= Preimplantation genetic haplotyping =

Preimplantation genetic haplotyping (PGH) is a clinical method of preimplantation genetic diagnosis (PGD) used to determine the presence of single gene disorders in offspring. PGH provides a more feasible method of gene location than whole-genome association experiments, which are expensive and time-consuming.

PGH differs from common PGD methods such as fluorescence in situ hybridization (FISH) and polymerase chain reaction (PCR) for two primary reasons. First, rather than focusing on the genetic makeup of an embryo PGH compares the genome of affected and unaffected members of previous generations. This examination of generational variation then allows for a haplotype of genetic markers statistically associated with the target disease to be identified, rather than searching merely for a mutation. PGH is often used to reinforce other methods of genetic testing, and is considered more accurate than certain more common PGD methods because it has been found to reduce risk of misdiagnoses. Studies have found that misdiagnoses due to allele dropout (ADO), one of the most common causes of interpretation error, can be almost eliminated through use of PGH. Further, in the case of mutation due to translocation, PGH is able to detect chromosome abnormality to its full extent by differentiating between embryos carrying balanced forms of a translocation versus those carrying the homologous normal chromosomes. This is an advantage because PGD methods such as FISH are able to reveal whether an embryo will express the phenotypic difference, but not whether an embryo may be a carrier. In 2015, PGH was used in conjunction with a whole-genome amplification (WGA) process to not only diagnose disease but also distinguish meiotic segregation errors from mitotic ones.

Studies are being continually performed in an attempt to utilize and improve PGD methods since their initial invention. It has become increasingly popular because it grants individuals the option of detecting embryo abnormalities before implantation, rather than during the beginning weeks of pregnancy. The latter often results in embryo abortion, presenting an ethical dilemma for many that can now be avoided.

== Procedure ==
PGH uses information regarding family history in conjunction with the use of linked polymorphic markers such as short tandem repeats (STRs) and single nucleotide polymorphisms (SNPs) to locate genes responsible for disease. Both STRs and SNPs are variations in gene nucleotides, and it is estimated that there are tens of millions of each type of variation in human DNA. High frequency of STRs or SNPs in alleles of affected individuals in comparison to their unaffected direct relatives indicates the origin of a disease causing mutation. They thus "mark" alleles as having a mutation without having to specifically identify the mutation. Because the number of potential STRs and SNPs is so high, a family pedigree helps to narrow the scope of alleles to analyze. Further, understanding how the gene of interest gets expressed over time helps ultimately determine which haplotype is responsible for the alleles linked to the mutation. A haplotype map is thus created, not only exhibiting genes the offspring will contain, but also the parental origin of the genes. Once the alleles that correlate with a mutation are characterized, PGH of the embryos is possible and only embryos carrying the low risk haplotypes are selected for transfer. PGH is performed in vitro until this point, when the chosen embryos get placed in the uterus of a surrogate mother for further development.

== Advantages ==
Once a panel of associated genetic markers has been established for a particular disease it can be used for all carriers of that disease. In contrast, since even a monogenic disease can be caused by many different mutations within the affected gene, conventional PGD methods based on finding a specific mutation would require mutation-specific tests. Thus, PGH widens the availability of PGD to cases where mutation-specific tests are unavailable.

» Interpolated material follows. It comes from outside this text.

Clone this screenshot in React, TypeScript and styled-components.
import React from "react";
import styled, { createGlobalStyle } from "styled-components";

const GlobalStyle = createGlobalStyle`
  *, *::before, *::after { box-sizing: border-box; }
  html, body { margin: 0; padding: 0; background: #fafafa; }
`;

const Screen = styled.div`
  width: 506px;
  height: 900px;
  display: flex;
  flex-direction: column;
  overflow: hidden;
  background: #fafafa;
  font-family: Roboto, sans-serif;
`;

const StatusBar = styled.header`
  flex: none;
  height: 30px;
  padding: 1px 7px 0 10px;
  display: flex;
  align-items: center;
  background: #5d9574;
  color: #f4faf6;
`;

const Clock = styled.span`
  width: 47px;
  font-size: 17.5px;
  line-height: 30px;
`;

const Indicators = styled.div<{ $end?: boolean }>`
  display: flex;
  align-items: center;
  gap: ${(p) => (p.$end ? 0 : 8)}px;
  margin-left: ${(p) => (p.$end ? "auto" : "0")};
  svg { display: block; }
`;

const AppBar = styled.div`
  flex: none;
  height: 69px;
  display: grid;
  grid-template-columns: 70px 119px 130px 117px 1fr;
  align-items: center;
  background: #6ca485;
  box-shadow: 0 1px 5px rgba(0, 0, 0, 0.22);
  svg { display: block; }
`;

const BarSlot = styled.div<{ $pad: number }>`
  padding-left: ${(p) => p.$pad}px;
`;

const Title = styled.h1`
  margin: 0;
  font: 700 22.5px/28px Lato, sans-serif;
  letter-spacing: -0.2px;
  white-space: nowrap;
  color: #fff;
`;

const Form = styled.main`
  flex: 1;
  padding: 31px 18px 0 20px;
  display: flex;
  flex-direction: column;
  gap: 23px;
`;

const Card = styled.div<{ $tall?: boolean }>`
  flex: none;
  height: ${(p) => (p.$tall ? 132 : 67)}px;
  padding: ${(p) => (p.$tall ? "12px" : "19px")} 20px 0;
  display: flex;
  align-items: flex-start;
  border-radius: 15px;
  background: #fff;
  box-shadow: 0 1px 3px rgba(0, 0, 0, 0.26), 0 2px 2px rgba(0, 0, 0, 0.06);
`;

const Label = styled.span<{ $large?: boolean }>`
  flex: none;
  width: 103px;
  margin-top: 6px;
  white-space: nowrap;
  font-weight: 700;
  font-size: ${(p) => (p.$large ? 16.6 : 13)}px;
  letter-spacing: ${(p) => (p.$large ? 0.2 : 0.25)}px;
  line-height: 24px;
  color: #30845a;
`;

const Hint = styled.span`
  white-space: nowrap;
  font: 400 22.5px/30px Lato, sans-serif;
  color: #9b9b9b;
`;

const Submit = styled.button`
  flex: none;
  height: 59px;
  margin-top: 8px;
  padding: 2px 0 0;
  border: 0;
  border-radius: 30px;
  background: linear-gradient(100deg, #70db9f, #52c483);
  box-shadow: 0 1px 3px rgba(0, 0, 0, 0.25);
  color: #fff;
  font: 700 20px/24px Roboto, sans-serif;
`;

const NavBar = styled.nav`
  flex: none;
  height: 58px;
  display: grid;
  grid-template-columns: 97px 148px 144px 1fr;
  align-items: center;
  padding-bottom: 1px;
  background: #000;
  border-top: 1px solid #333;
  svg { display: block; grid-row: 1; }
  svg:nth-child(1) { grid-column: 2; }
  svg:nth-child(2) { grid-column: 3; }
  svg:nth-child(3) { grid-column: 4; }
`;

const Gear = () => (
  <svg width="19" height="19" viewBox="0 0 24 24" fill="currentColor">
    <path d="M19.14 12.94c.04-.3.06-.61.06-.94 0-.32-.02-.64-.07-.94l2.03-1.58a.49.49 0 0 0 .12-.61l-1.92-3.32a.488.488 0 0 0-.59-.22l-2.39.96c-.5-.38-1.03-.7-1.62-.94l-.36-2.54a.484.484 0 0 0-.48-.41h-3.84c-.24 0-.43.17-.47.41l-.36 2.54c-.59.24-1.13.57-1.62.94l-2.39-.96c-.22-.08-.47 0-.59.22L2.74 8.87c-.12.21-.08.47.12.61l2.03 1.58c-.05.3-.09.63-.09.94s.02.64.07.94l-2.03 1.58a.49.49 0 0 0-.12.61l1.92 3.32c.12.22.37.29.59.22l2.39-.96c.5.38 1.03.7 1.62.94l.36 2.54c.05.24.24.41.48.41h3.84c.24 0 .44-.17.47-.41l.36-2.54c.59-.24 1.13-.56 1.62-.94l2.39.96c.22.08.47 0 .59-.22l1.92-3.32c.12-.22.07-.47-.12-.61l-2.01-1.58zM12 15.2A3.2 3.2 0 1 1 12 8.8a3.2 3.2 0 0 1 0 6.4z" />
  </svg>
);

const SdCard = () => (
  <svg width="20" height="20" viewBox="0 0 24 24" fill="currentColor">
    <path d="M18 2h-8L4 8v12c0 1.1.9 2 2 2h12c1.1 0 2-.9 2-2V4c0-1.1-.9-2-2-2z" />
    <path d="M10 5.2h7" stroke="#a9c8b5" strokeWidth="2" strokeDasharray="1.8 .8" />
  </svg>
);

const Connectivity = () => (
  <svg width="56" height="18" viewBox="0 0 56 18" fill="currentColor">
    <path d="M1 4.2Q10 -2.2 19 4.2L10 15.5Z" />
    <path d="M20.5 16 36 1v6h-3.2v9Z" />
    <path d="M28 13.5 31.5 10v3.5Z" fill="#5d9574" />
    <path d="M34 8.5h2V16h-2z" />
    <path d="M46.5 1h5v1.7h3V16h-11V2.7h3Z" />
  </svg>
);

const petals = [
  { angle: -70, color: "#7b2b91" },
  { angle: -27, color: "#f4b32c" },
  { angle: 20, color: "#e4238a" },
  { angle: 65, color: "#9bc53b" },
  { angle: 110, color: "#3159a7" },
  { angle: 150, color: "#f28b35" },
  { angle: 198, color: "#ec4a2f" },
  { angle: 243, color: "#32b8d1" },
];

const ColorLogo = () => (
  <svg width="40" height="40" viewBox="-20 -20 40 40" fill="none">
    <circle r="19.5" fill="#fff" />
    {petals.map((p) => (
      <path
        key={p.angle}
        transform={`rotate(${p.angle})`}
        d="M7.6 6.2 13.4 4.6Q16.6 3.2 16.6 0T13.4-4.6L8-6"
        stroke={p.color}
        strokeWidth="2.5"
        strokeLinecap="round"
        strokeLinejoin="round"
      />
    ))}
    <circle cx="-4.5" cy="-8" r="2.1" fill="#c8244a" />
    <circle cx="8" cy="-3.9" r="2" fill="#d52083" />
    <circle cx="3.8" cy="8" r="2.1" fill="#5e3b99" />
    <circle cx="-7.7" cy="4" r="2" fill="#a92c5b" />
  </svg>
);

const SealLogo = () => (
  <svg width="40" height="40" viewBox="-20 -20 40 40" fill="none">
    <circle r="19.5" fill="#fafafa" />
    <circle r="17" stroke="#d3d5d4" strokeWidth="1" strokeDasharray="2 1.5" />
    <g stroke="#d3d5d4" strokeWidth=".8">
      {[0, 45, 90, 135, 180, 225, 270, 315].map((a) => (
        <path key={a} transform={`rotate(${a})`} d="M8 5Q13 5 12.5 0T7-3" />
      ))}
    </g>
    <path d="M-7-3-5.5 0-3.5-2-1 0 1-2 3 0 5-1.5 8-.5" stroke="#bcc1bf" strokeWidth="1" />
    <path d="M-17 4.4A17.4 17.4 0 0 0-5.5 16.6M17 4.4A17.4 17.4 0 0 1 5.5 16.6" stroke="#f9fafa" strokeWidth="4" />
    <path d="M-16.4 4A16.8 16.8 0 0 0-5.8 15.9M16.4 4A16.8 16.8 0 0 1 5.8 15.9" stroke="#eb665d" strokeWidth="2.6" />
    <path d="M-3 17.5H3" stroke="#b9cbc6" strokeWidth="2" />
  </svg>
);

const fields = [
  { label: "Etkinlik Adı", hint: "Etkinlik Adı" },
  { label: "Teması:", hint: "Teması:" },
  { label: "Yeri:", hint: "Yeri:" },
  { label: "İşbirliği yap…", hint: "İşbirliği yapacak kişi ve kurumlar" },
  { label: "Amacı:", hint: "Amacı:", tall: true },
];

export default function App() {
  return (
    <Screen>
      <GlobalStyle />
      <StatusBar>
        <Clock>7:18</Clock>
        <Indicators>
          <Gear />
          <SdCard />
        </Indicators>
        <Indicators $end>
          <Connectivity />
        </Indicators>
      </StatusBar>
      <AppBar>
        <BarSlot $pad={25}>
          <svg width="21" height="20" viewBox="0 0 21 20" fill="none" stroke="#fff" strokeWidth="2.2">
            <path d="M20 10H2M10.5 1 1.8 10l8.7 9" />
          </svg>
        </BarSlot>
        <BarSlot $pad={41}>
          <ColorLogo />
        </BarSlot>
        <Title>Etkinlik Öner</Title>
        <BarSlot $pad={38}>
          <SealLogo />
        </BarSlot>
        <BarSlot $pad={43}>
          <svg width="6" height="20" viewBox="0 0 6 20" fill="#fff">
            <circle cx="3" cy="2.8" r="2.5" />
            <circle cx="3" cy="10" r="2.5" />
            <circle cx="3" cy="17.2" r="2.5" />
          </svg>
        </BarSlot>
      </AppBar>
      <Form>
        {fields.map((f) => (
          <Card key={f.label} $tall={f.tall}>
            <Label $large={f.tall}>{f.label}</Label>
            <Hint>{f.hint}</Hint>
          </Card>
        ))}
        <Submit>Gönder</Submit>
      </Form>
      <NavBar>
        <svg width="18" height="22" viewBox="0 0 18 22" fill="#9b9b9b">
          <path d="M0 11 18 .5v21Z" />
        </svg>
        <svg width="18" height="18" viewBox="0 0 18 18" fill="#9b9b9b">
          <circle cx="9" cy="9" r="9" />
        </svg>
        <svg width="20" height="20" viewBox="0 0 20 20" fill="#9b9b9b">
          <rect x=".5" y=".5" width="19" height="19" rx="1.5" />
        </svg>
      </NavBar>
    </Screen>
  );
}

PGH also has an advantage over fluorescence in situ hybridization (FISH) in that FISH is not usually able to make the differentiation between embryos that possess the balanced form of a chromosomal translocation and those carrying the homologous normal chromosomes. This inability can be seriously harmful to the diagnosis made. PGH can make the distinction that FISH often cannot. PGH does this by using polymorphic markers that are better suited at recognizing translocations. These polymorphic markers are able to distinguish between embryos that carried normal, balanced, and unbalanced translocations. FISH also requires more cell fixation for analysis whereas PGH requires only transfer of cells into polymerase chain reaction tubes. The cell transfer is a simpler method and leaves less room for analysis failure.

== Uses ==

PGH has been used to screen for:
- Cystic fibrosis
- Duchenne muscular dystrophy
- Huntington's disease
- Spinal muscular atrophy
- Alport's syndrome
- Von Hippel–Lindau disease
- Sickle-cell disease
- Hydatidiform mole

==History==
While PGD was initially carried out to sex rabbits in 1968, human PGD only became available after the development of PCR on a single cell DNA in 1985. PGH was first developed in 2006 at London's Guy's Hospital.